Of course some come in rafts with the burden of stress, anxiety and distress when they leave, especially children who are bewildered, unable to understand what is happening ... we can only imagine how they feel. Then dock at this improvised port - at night - and we can understand the precarious situation they face, and the anxiety.  At this point all they can think of is getting out of that boat and put their feet on European soil, they don't really care about all the other troubles like the cold and wet feet. Organizers recommend and suggest taking the children first to protect them. So when they dock, they are picked up from the boat, held in the arms of the volunteer and cuddled. However, of course, they cry because they do not know the people who speak a foreign language. In the meantime, parents are quick to come out. Unfortunately there are also minors who arrive without their parents. They go with the flow, follow people, get to these shelters where they are given food and drink. And then they leave.
What more can we do than what a lot of volunteers are already doing here? Of course, pray that the Lord will bless these people that they may be able to face all past and future difficulties. We would like to provide them with information carriers that can help them especially during the route: manual winding torches and recharges for mobile phones. This is one of the first things migrants want, they need it and cannot do without,  and makes it much easier to get to where they want to go. We are also thinking of offering them the Mega Voices, instruments where a number of messages can be recorded - mostly about the route they need to take and other useful information. Mega Voices have a cost and we are working on how to cover the expense.

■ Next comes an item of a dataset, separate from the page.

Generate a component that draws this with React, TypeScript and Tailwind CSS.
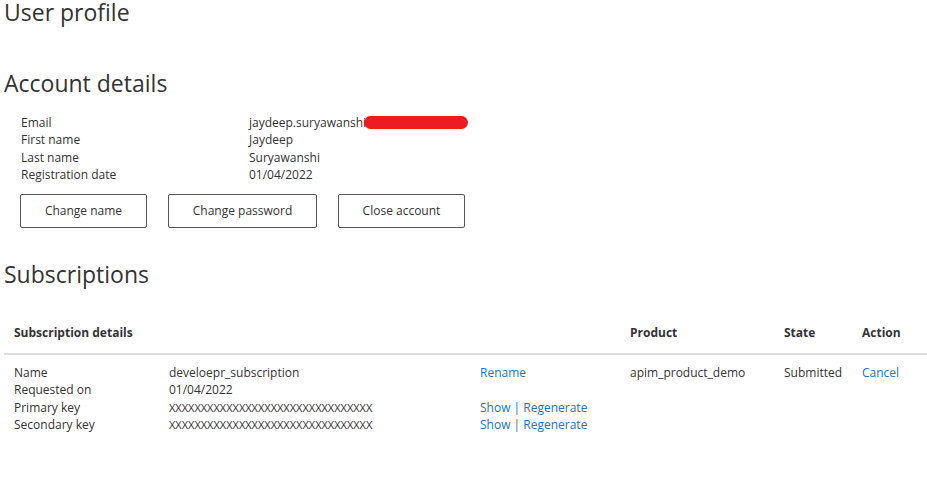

Here on the island we have various voluntary institutions, many that offer assistance to migrants, but there are also various media companies that are here to try to understand what is happening and pass on the information to the rest of the world. There is an atmosphere of extraordinary collaboration, especially among the volunteers, there is no competition between the institutions, who works better or who has more workers. All associations present on site are in direct or indirect contact with each other, together reaching a common goal.
We contacted some of these organizations and we realize that the work done here is an extraordinary work of passion. We also met a number of journalists who were touched by the sight of these migrants, so confused, full of doubt and seeking an answer; some journalists even helped out one evening when a boat landed in the wrong place where there was no real point of docking. They helped to hold the raft steady and rescue the migrants to dry ground. Living through these moments emphasizes the humanitarianism in people. What really pushed these migrants to leave their homes, were the horrible actions taking place in their countries with wars, conflicts, economic crises, and everything that destabilizes their balance. Therefore, for them it is difficult to find trust in man. By coming to these welcoming centers, they won't completely trust again, but certainly gain more hope. I believe that if there's anything more to do than what these volunteers already do, giving their time, their cars, distributing clothes, food... one thing left would be to welcome these immigrants when they arrive in our countries, welcome them with compassion and kindness, because after all they've been through, they need to reconsider their faith in mankind.